The Body Adapts!
I have been using lip balm before going to bed for roughly two years now.
I just came back from a 5-day camping trip with friends. Obviously, I did not bring my lip balm with me and over the course of 4 days, my lips started to get dry and cracked even though I never had this before using lip balm. Presumably, moisture-producing cells in my lips “sense” that moisture levels are already high and stop producing moisturizing secretions whenever I use lip balm. Said mechanism takes a couple of days/weeks to readapt, leading to said effect (reversible).
Relatedly, most people are amazed when I tell them that I never use shampoo or warm water to wash my hair, which on the top is roughly 10cm long. I only ever wash my hair with cold water. My hair does not look greasy at all but has a natural shine to it. When I started doing this three years ago, I had greasy hair for roughly 2-3 weeks. After that period, greasiness went down to “normal” levels. Have not used shampoo since and only use shampoo when my hairdresser applies it when washing my hair.
Similar to my lips, when I wash my hair with shampoo, sebum-producing cells in the scalp sense that sebum levels are lower than they should be, consequently cranking up sebum production (leading to greasy hair after a couple of days of not using shampoo anymore).
Third example. Whenever I wash my hands more frequently with soap (removing endogenously produced oils), my hands start to get sweaty more easily, presumably because moisture/sebum-production is increased.
I find all this fascinating because with each example, there has to be a moisture/sebum-level sensing mechanism somehow turning on an intracellular signaling cascade leading to said effects.
Similar things apply to the central nervous system. For example, in the past, whenever I studied vocabulary, I was soon a much better vocab learner. I expect this to be only partly due to improvements in technique. Presumably, neural circuits related to memorizing vocabulary long-term potentiate. Or whenever I am practicing gratitude, after a couple of weeks, my emotions of gratitude become stronger. In a similar way can a temporary period of fear lead to a full-blown anxiety disorder.
Bones grow in the direction of the pressure applied to them.

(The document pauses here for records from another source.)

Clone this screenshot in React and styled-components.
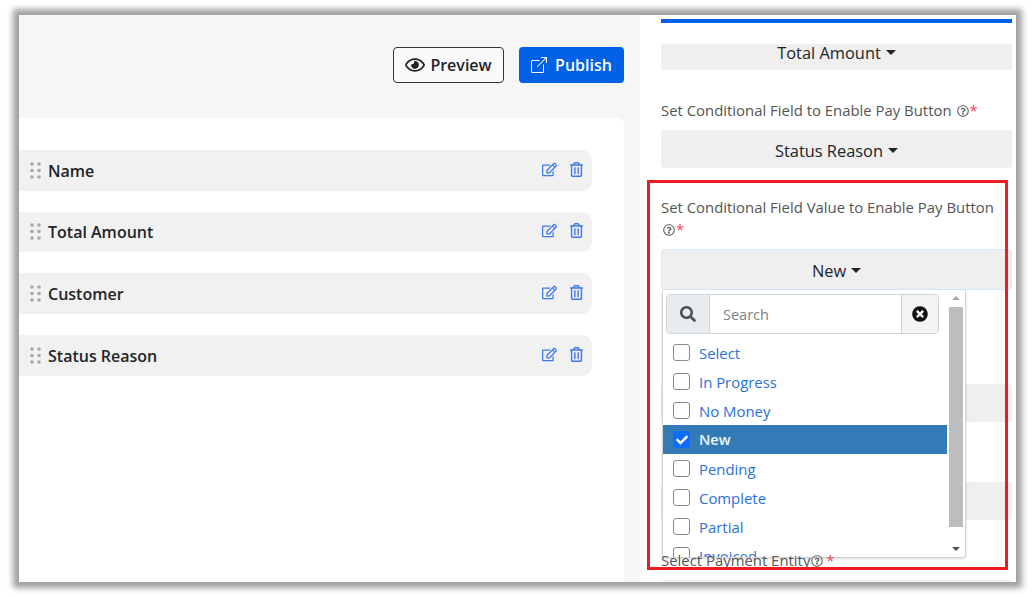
import React from 'react'
import styled, { createGlobalStyle } from 'styled-components'
import { FaRegEye, FaRegEdit, FaRegTrashAlt, FaSearch, FaTimesCircle, FaCheck, FaRegQuestionCircle } from 'react-icons/fa'
import { BsBoxArrowUpRight } from 'react-icons/bs'

const GlobalStyle = createGlobalStyle`
  html, body {
    margin: 0;
    padding: 0;
    background: #fff;
    font-family: "Open Sans", "Liberation Sans", sans-serif;
    color: #212529;
  }
  * { box-sizing: border-box; }
`

const Page = styled.div`
  width: 1036px;
  height: 597px;
  padding: 15px 20px 15px 19px;
  overflow: hidden;
`

const Frame = styled.div`
  display: flex;
  width: 997px;
  height: 567px;
  background: #fff;
  box-shadow: 0 0 6px 6px #a0a0a0;
  overflow: hidden;
`

const Main = styled.div`
  width: 621px;
  padding-right: 16px;
  background: #f6f6f6;
  display: flex;
  flex-direction: column;
`

const Toolbar = styled.div`
  height: 103px;
  padding-top: 32px;
  display: flex;
  justify-content: flex-end;
  align-items: flex-start;
  gap: 15px;
`

const ToolButton = styled.button`
  height: 36px;
  width: ${(p) => p.$width}px;
  display: flex;
  align-items: center;
  justify-content: center;
  gap: ${(p) => (p.$primary ? 8 : 5)}px;
  font-family: inherit;
  font-size: 16px;
  font-weight: 600;
  border-radius: 4px;
  color: ${(p) => (p.$primary ? '#fff' : '#212529')};
  background: ${(p) => (p.$primary ? '#0060e6' : '#fafafa')};
  border: ${(p) => (p.$primary ? 'none' : '1.5px solid #333')};
`

const Card = styled.div`
  flex: 1;
  background: #fff;
  border-top-right-radius: 6px;
  padding: 32px 32px 0 0;
  display: flex;
  flex-direction: column;
  gap: 21.2px;
`

const Row = styled.div`
  height: 40.5px;
  background: #f1f1f1;
  border-radius: 0 10px 10px 0;
  display: flex;
  align-items: center;
  padding: 0 8px 0 11px;
`

const RowName = styled.span`
  flex: 1;
  margin: 1px 0 0 7px;
  font-size: 16px;
  font-weight: 600;
  color: #212529;
`

const RowIcons = styled.div`
  display: flex;
  align-items: center;
  gap: 12px;
  color: #3f78ea;
  font-size: 15px;
  line-height: 0;
  margin-top: -2px;
`

const Panel = styled.div`
  position: relative;
  width: 376px;
  background: #fff;
  padding: 4px 4px 0 21px;
`

const BlueBar = styled.div`
  height: 4px;
  margin-bottom: 21px;
  background: #0060e6;
`

const Field = styled.div`
  position: relative;
  margin-top: ${(p) => p.$top ?? 30}px;
`

const Label = styled.div`
  position: relative;
  z-index: 3;
  font-size: 14.9px;
  line-height: 22px;
  margin: -1px 0 9px;
  color: #555;
  svg {
    font-size: 12px;
    vertical-align: -1px;
    margin-left: ${(p) => p.$iconGap ?? 5}px;
    color: #666;
  }
`

const Star = styled.span`
  margin-left: ${(p) => p.$gap ?? 1}px;
  color: #f0455a;
`

const Select = styled.div`
  height: ${(p) => p.$height ?? 38}px;
  padding: 2px 0 ${(p) => p.$lift ?? 0}px;
  display: flex;
  align-items: center;
  justify-content: center;
  gap: 5px;
  background: #efefef;
  border-radius: ${(p) => (p.$clipped ? '0 0 4px 4px' : '4px')};
  border: ${(p) => (p.$focus ? '1px solid #d6e8fb' : 'none')};
  font-size: 16.4px;
  font-weight: 500;
  color: #212529;
`

const Caret = styled.span`
  width: 0;
  height: 0;
  border-left: 5px solid transparent;
  border-right: 5px solid transparent;
  border-top: 5px solid #212529;
`

const Menu = styled.div`
  position: absolute;
  z-index: 2;
  top: 100%;
  left: 1px;
  width: 304px;
  height: 268px;
  display: flex;
  background: #fff;
  border: 1px solid #d4d4d4;
  border-top: none;
  border-radius: 0 0 4px 4px;
  box-shadow: 0 1px 3px rgba(0, 0, 0, 0.15);
  overflow: hidden;
`

const MenuBody = styled.div`
  width: 285px;
  margin-left: -1px;
  padding-top: 4px;
`

const SearchGroup = styled.div`
  display: flex;
  height: 40px;
  width: 273px;
  margin: 0 0 4px 4px;
  border: 1px solid #ced4da;
  border-radius: 4px;
  overflow: hidden;
`

const SearchAddon = styled.div`
  width: 43px;
  display: flex;
  align-items: center;
  justify-content: center;
  background: #e9ecef;
  border-right: 1px solid #ced4da;
  color: #495057;
  font-size: 16px;
`

const SearchInput = styled.div`
  flex: 1;
  padding-left: 13px;
  display: flex;
  align-items: center;
  font-size: 14.5px;
  color: #7a8288;
`

const ClearButton = styled.div`
  width: 37px;
  display: flex;
  align-items: center;
  justify-content: center;
  background: #f4f4f4;
  border-left: 1px solid #ced4da;
  color: #111;
  font-size: 16px;
`

const Option = styled.div`
  height: 29px;
  display: flex;
  align-items: center;
  gap: 9px;
  padding-left: 11px;
  font-size: ${(p) => (p.$active ? 14.5 : 14.9)}px;
  font-weight: ${(p) => (p.$active ? 600 : 400)};
  color: ${(p) => (p.$active ? '#f2f6fa' : '#2a72dc')};
  background: ${(p) => (p.$active ? '#337ab7' : 'transparent')};
`

const Check = styled.span`
  width: 17px;
  height: 17px;
  display: flex;
  align-items: center;
  justify-content: center;
  border-radius: 3px;
  border: ${(p) => (p.$checked ? 'none' : '1.5px solid #8a8a8a')};
  background: ${(p) => (p.$checked ? '#0d6efd' : '#fff')};
  color: #fff;
  font-size: 12px;
`

const Scrollbar = styled.div`
  flex: 1;
  display: flex;
  flex-direction: column;
  align-items: center;
  padding: 0 2px;
`

const ArrowBox = styled.div`
  height: 17px;
  display: flex;
  align-items: center;
  justify-content: center;
`

const Arrow = styled.span`
  width: 0;
  height: 0;
  border-left: 4px solid transparent;
  border-right: 4px solid transparent;
  border-top: ${(p) => (p.$up ? 'none' : '4px solid #505050')};
  border-bottom: ${(p) => (p.$up ? '4px solid #a8a8a8' : 'none')};
`

const Thumb = styled.div`
  width: 14px;
  height: 221px;
  margin-bottom: 13px;
  background: #bdbdbd;
`

const Anchor = styled.div`
  position: relative;
`

const Annotation = styled.div`
  position: absolute;
  z-index: 4;
  top: 165px;
  left: 7px;
  width: 361px;
  height: 390px;
  border: 3px solid #ed1c24;
  pointer-events: none;
`

const Grip = () => (
  <svg width="11" height="17" viewBox="0 0 11 17" fill="#a8a8a8">
    {[2, 8.5, 15].map((cy) => (
      <g key={cy}>
        <circle cx="2" cy={cy} r="1.8" />
        <circle cx="9" cy={cy} r="1.8" />
      </g>
    ))}
  </svg>
)

const fields = ['Name', 'Total Amount', 'Customer', 'Status Reason']
const options = ['Select', 'In Progress', 'No Money', 'New', 'Pending', 'Complete', 'Partial', 'Invoiced']

export default function App() {
  return (
    <Page>
      <GlobalStyle />
      <Frame>
        <Main>
          <Toolbar>
            <ToolButton $width={111}>
              <FaRegEye size={20} /> Preview
            </ToolButton>
            <ToolButton $width={105} $primary>
              <BsBoxArrowUpRight size={16} /> Publish
            </ToolButton>
          </Toolbar>
          <Card>
            {fields.map((name) => (
              <Row key={name}>
                <Grip />
                <RowName>{name}</RowName>
                <RowIcons>
                  <FaRegEdit />
                  <FaRegTrashAlt />
                </RowIcons>
              </Row>
            ))}
          </Card>
        </Main>
        <Panel>
          <BlueBar />
          <Select $clipped $height={26} $lift={12}>
            Total Amount <Caret />
          </Select>
          <Field>
            <Label>
              Set Conditional Field to Enable Pay Button
              <FaRegQuestionCircle />
              <Star>*</Star>
            </Label>
            <Select>
              Status Reason <Caret />
            </Select>
          </Field>
          <Field $top={29}>
            <Label $iconGap={2}>
              Set Conditional Field Value to Enable Pay Button
              <br />
              <FaRegQuestionCircle />
              <Star>*</Star>
            </Label>
            <Anchor>
              <Select $focus $height={41}>
                New <Caret />
              </Select>
              <Menu>
                <MenuBody>
                  <SearchGroup>
                    <SearchAddon>
                      <FaSearch />
                    </SearchAddon>
                    <SearchInput>Search</SearchInput>
                    <ClearButton>
                      <FaTimesCircle />
                    </ClearButton>
                  </SearchGroup>
                  {options.map((o) => (
                    <Option key={o} $active={o === 'New'}>
                      <Check $checked={o === 'New'}>{o === 'New' && <FaCheck />}</Check>
                      {o}
                    </Option>
                  ))}
                </MenuBody>
                <Scrollbar>
                  <ArrowBox>
                    <Arrow $up />
                  </ArrowBox>
                  <Thumb />
                  <ArrowBox>
                    <Arrow />
                  </ArrowBox>
                </Scrollbar>
              </Menu>
            </Anchor>
          </Field>
          <Field $top={94}>
            <Select />
          </Field>
          <Field $top={60}>
            <Select />
          </Field>
          <Field>
            <Label $iconGap={1}>
              Select Payment Entity
              <FaRegQuestionCircle />
              <Star $gap={3}>*</Star>
            </Label>
            <Select />
          </Field>
          <Annotation />
        </Panel>
      </Frame>
    </Page>
  )
}
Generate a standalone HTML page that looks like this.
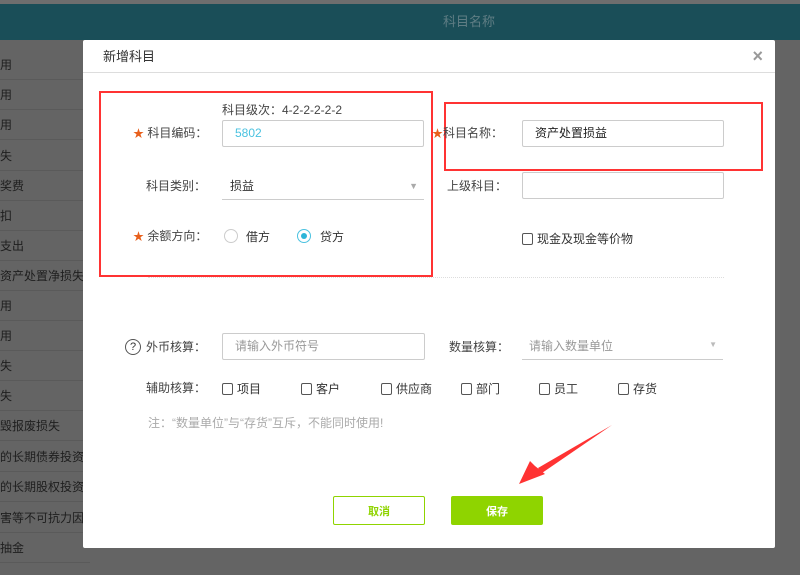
<!DOCTYPE html>
<html><head><meta charset="utf-8"><style>
*{margin:0;padding:0;box-sizing:border-box}
html,body{background:#646464}
body{width:800px;height:575px;overflow:hidden;position:relative;font-family:"Liberation Sans","Noto Sans CJK SC",sans-serif;font-size:12px;color:#333}
.abs{position:absolute}
.top{left:0;top:0;width:800px;height:4px;background:#6e6e6e}
.hdr{left:0;top:4px;width:800px;height:36px;background:#1a4e58;color:#5f7d84;font-size:13px;line-height:36px}
.row{left:0;width:90px;height:30px;border-bottom:1px solid #5a5a5a;color:#1e1e1e;font-size:12px;line-height:30px;white-space:nowrap;overflow:hidden}
.modal{left:83px;top:40px;width:692px;height:508px;background:#fff;border-radius:2px}
.ttl{left:0;top:0;width:692px;height:33px;border-bottom:1px solid #ddd;font-size:13px;line-height:33px;padding-left:20px;color:#333}
.x{right:12px;top:6px;font-size:18px;color:#999;font-weight:bold}
.lbl{font-size:12px;color:#444;text-align:right;white-space:nowrap;line-height:14px}
.star{color:#e8601c;font-size:11px}
.inp{border:1px solid #ccc;border-radius:2px;background:#fff;height:27px;line-height:25px;padding-left:12px}
.red{border:2px solid #f33}
.cb{display:inline-block;width:11px;height:12px;border:1px solid #555;border-radius:2px;vertical-align:-2px;margin-right:4px}
.rad{width:14px;height:14px;border-radius:50%;border:1px solid #ccc}
.btn{height:29px;display:flex;align-items:center;justify-content:center;border-radius:2px;font-size:11px;font-weight:bold}
</style></head><body>
<div class="abs top"></div>
<div class="abs hdr"><span class="abs" style="left:443px">科目名称</span></div>
<div class="abs row" style="top:50px">用</div>
<div class="abs row" style="top:80px">用</div>
<div class="abs row" style="top:110px">用</div>
<div class="abs row" style="top:141px">失</div>
<div class="abs row" style="top:171px">奖费</div>
<div class="abs row" style="top:201px">扣</div>
<div class="abs row" style="top:231px">支出</div>
<div class="abs row" style="top:261px">资产处置净损失</div>
<div class="abs row" style="top:291px">用</div>
<div class="abs row" style="top:321px">用</div>
<div class="abs row" style="top:351px">失</div>
<div class="abs row" style="top:381px">失</div>
<div class="abs row" style="top:411px">毁报废损失</div>
<div class="abs row" style="top:442px">的长期债券投资损</div>
<div class="abs row" style="top:472px">的长期股权投资损</div>
<div class="abs row" style="top:503px">害等不可抗力因素</div>
<div class="abs row" style="top:533px">抽金</div>

<div class="abs modal">
 <div class="abs ttl">新增科目</div>
 <div class="abs x">×</div>
 <div class="abs red" style="left:16px;top:51px;width:334px;height:186px"></div>
 <div class="abs red" style="left:361px;top:62px;width:319px;height:69px"></div>
 <div class="abs" style="left:139px;top:61px;color:#444">科目级次：4-2-2-2-2-2</div>
 <div class="abs lbl" style="left:50px;top:86px"><span class="star">★</span> 科目编码：</div>
 <div class="abs inp" style="left:139px;top:80px;width:202px;color:#4ac2e0">5802</div>
 <div class="abs lbl" style="left:63px;top:139px">科目类别：</div>
 <div class="abs" style="left:139px;top:133px;width:202px;height:27px;border-bottom:1px solid #ccc;line-height:26px;padding-left:8px">损益<span class="abs" style="right:6px;top:0;color:#aaa;font-size:9px">▼</span></div>
 <div class="abs lbl" style="left:50px;top:189px"><span class="star">★</span> 余额方向：</div>
 <div class="abs rad" style="left:141px;top:189px"></div>
 <div class="abs" style="left:163px;top:188px">借方</div>
 <div class="abs rad" style="left:214px;top:189px;border-color:#4ac2e0"><div class="abs" style="left:3px;top:3px;width:6px;height:6px;border-radius:50%;background:#2cb5d8"></div></div>
 <div class="abs" style="left:237px;top:188px">贷方</div>

 <div class="abs lbl" style="left:349px;top:86px"><span class="star">★</span>科目名称：</div>
 <div class="abs inp" style="left:439px;top:80px;width:202px;color:#222">资产处置损益</div>
 <div class="abs lbl" style="left:364px;top:139px">上级科目：</div>
 <div class="abs inp" style="left:439px;top:132px;width:202px"></div>
 <div class="abs" style="left:439px;top:190px"><span class="cb"></span>现金及现金等价物</div>
 <div class="abs" style="left:65px;top:237px;width:576px;border-top:1px dotted #ddd"></div>

 <div class="abs" style="left:42px;top:299px;width:16px;height:16px;border:1px solid #555;border-radius:50%;text-align:center;line-height:14px;font-size:11px">?</div>
 <div class="abs lbl" style="left:63px;top:300px">外币核算：</div>
 <div class="abs inp" style="left:139px;top:293px;width:203px;color:#999">请输入外币符号</div>
 <div class="abs lbl" style="left:366px;top:300px">数量核算：</div>
 <div class="abs" style="left:439px;top:293px;width:201px;height:27px;border-bottom:1px solid #ccc;line-height:27px;padding-left:7px;color:#999">请输入数量单位<span class="abs" style="right:6px;top:-2px;color:#bbb;font-size:8px">▼</span></div>
 <div class="abs lbl" style="left:63px;top:341px">辅助核算：</div>
 <div class="abs" style="left:139px;top:340px"><span class="cb"></span>项目</div>
 <div class="abs" style="left:218px;top:340px"><span class="cb"></span>客户</div>
 <div class="abs" style="left:298px;top:340px"><span class="cb"></span>供应商</div>
 <div class="abs" style="left:378px;top:340px"><span class="cb"></span>部门</div>
 <div class="abs" style="left:456px;top:340px"><span class="cb"></span>员工</div>
 <div class="abs" style="left:535px;top:340px"><span class="cb"></span>存货</div>
 <div class="abs" style="left:65px;top:374px;color:#aaa">注：“数量单位”与“存货”互斥，不能同时使用!</div>

 <div class="abs btn" style="left:250px;top:456px;width:92px;border:1px solid #8fd400;color:#8fd400;background:#fff">取消</div>
 <div class="abs btn" style="left:368px;top:456px;width:92px;background:#8fd400;color:#fff">保存</div>
</div>
<svg class="abs" style="left:0;top:0" width="800" height="575">
 <path d="M612 425 L538 468 L542 473 Z" fill="#f33"/>
 <path d="M519 484 L530 461 L535 466 L545 474 Z" fill="#f33"/>
</svg>
</body></html>
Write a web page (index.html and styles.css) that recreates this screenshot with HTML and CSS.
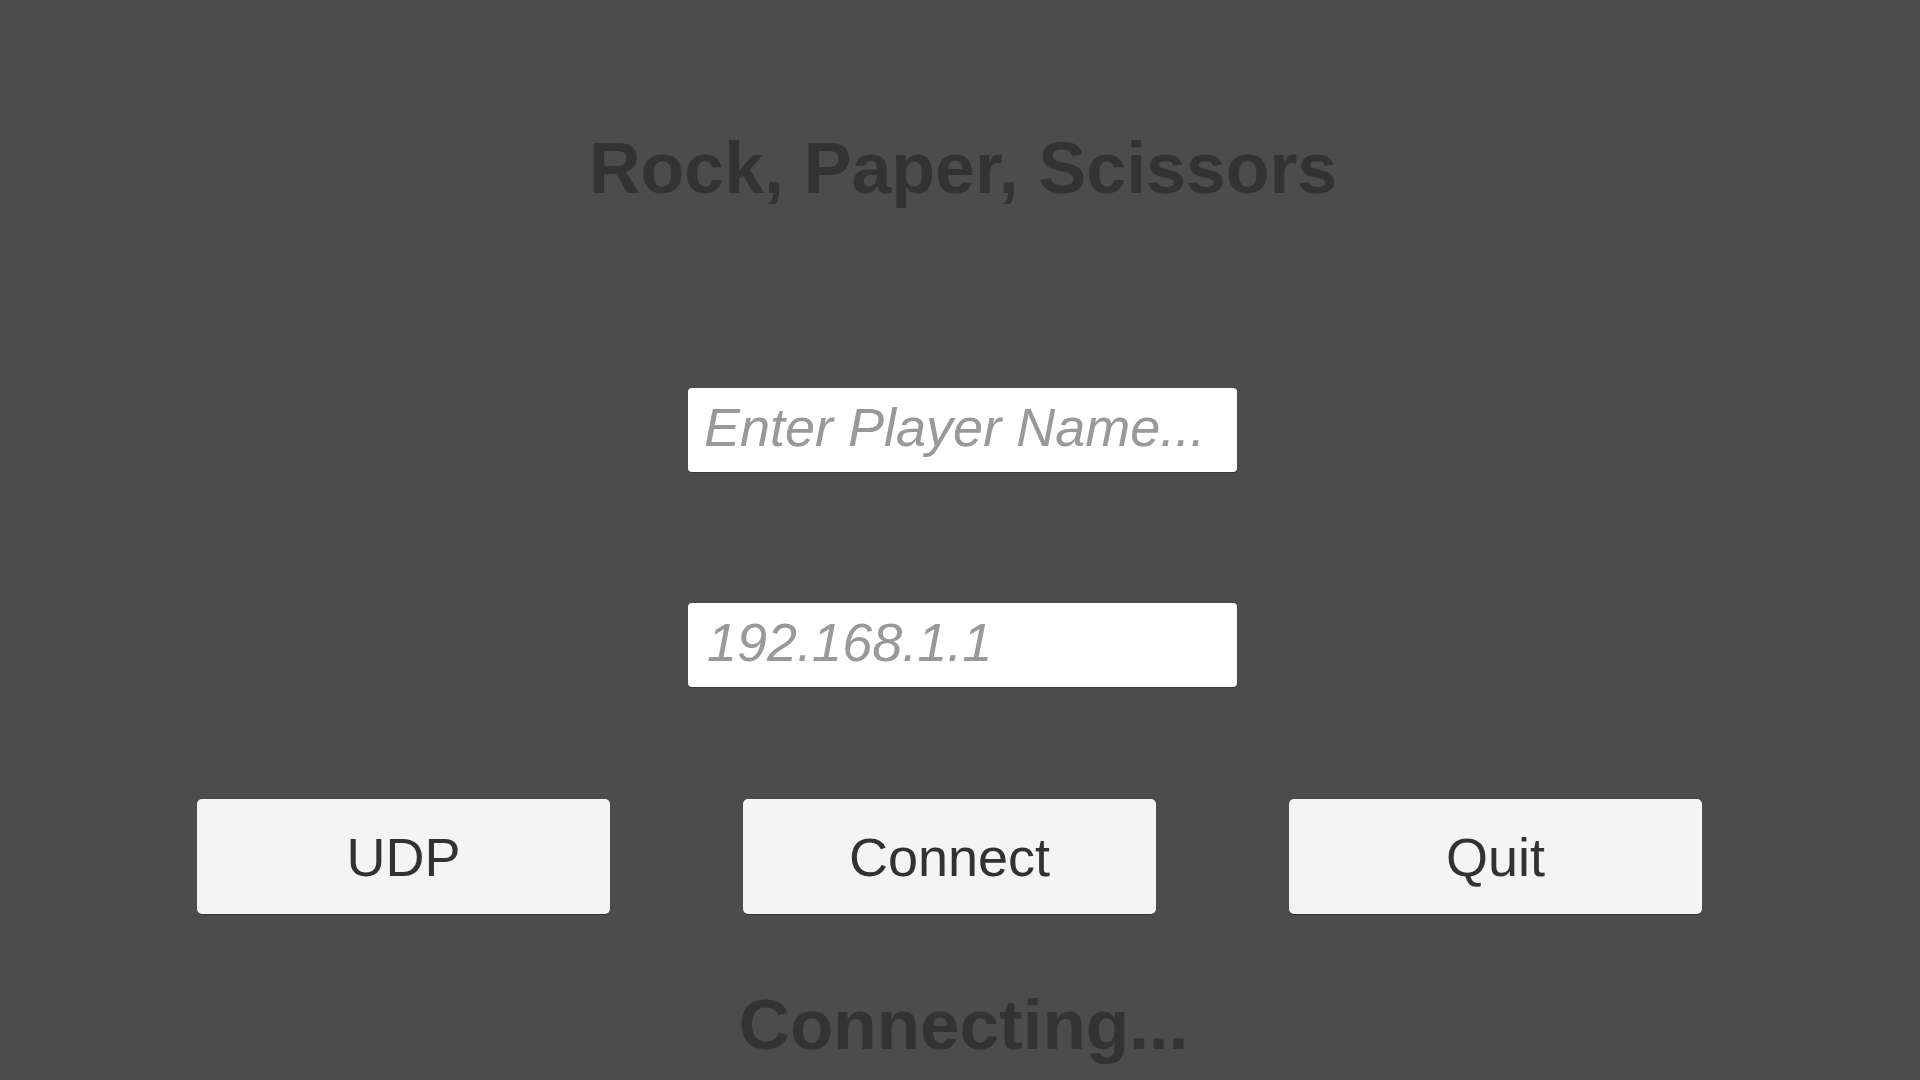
FILE: index.html
```html
<!DOCTYPE html>
<html lang="en">
<head>
<meta charset="utf-8">
<title>Rock, Paper, Scissors</title>
<link rel="stylesheet" href="styles.css">
</head>
<body>
<main class="menu">
  <h1 class="title">Rock, Paper, Scissors</h1>
  <div class="field field-name"><span class="placeholder">Enter Player Name...</span></div>
  <div class="field field-ip"><span class="placeholder">192.168.1.1</span></div>
  <div class="buttons">
    <button class="btn">UDP</button>
    <button class="btn">Connect</button>
    <button class="btn">Quit</button>
  </div>
  <p class="status">Connecting...</p>
</main>
</body>
</html>
```

FILE: styles.css
```css
html, body {
  margin: 0;
  padding: 0;
  height: 100%;
}
body {
  background: #4c4c4c;
  font-family: "Liberation Sans", Arial, sans-serif;
  overflow: hidden;
}
.menu {
  display: flex;
  flex-direction: column;
  width: 1920px;
  height: 1080px;
}
.title {
  margin: 133px 0 0 0;
  height: 71px;
  font-size: 71.6px;
  line-height: 71px;
  font-weight: bold;
  color: #333333;
  text-align: center;
  padding-left: 6px;
}
.field {
  box-sizing: border-box;
  width: 549px;
  height: 84px;
  margin-left: 688px;
  background: #ffffff;
  border-radius: 4px;
  box-shadow: 0 1px 0 rgba(0,0,0,0.25);
  padding: 0 0 6px 16px;
  font-size: 54px;
  line-height: 78px;
  font-style: italic;
  color: #999999;
  white-space: nowrap;
}
.field-name {
  margin-top: 184px;
}
.field-ip {
  margin-top: 131px;
}
.field-ip .placeholder {
  padding-left: 3px;
}
.buttons {
  display: flex;
  gap: 133px;
  margin-top: 112px;
  padding-left: 197px;
}
.btn {
  width: 413px;
  height: 115px;
  border: none;
  border-radius: 5px;
  background: #f4f4f4;
  box-shadow: 0 1px 0 rgba(0,0,0,0.3);
  color: #323232;
  font-family: "Liberation Sans", Arial, sans-serif;
  font-size: 54px;
  padding: 0;
  display: flex;
  align-items: center;
  justify-content: center;
}
.status {
  margin: 75px 0 0 0;
  height: 71px;
  font-size: 71px;
  line-height: 71px;
  font-weight: bold;
  color: #333333;
  text-align: center;
  padding-left: 7px;
}
```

People growing up at high altitudes do not just have higher hemoglobin levels, but every level of the organism adapts to the relative hypoxia. From an increased number of oxidative proteins, more abundant mitochondria, and presumably hundreds of other tiny low-oxygen adaptations.
After lots and lots of diving, the spleens of deep divers can “learn” to contract, pumping additional RBCs into the circulation.
Muscles really do grow longer in response to stretching.
Astronauts devoid of gravitational pull develop weird forms of orthostatic dysfunction after landing because their cardiovascular system had adapted to new conditions.
How and that all this evolved is mind-blowing (from a mechanistic level) because in each case specific sensing-mechanisms and a large number of gene expression changes are at play!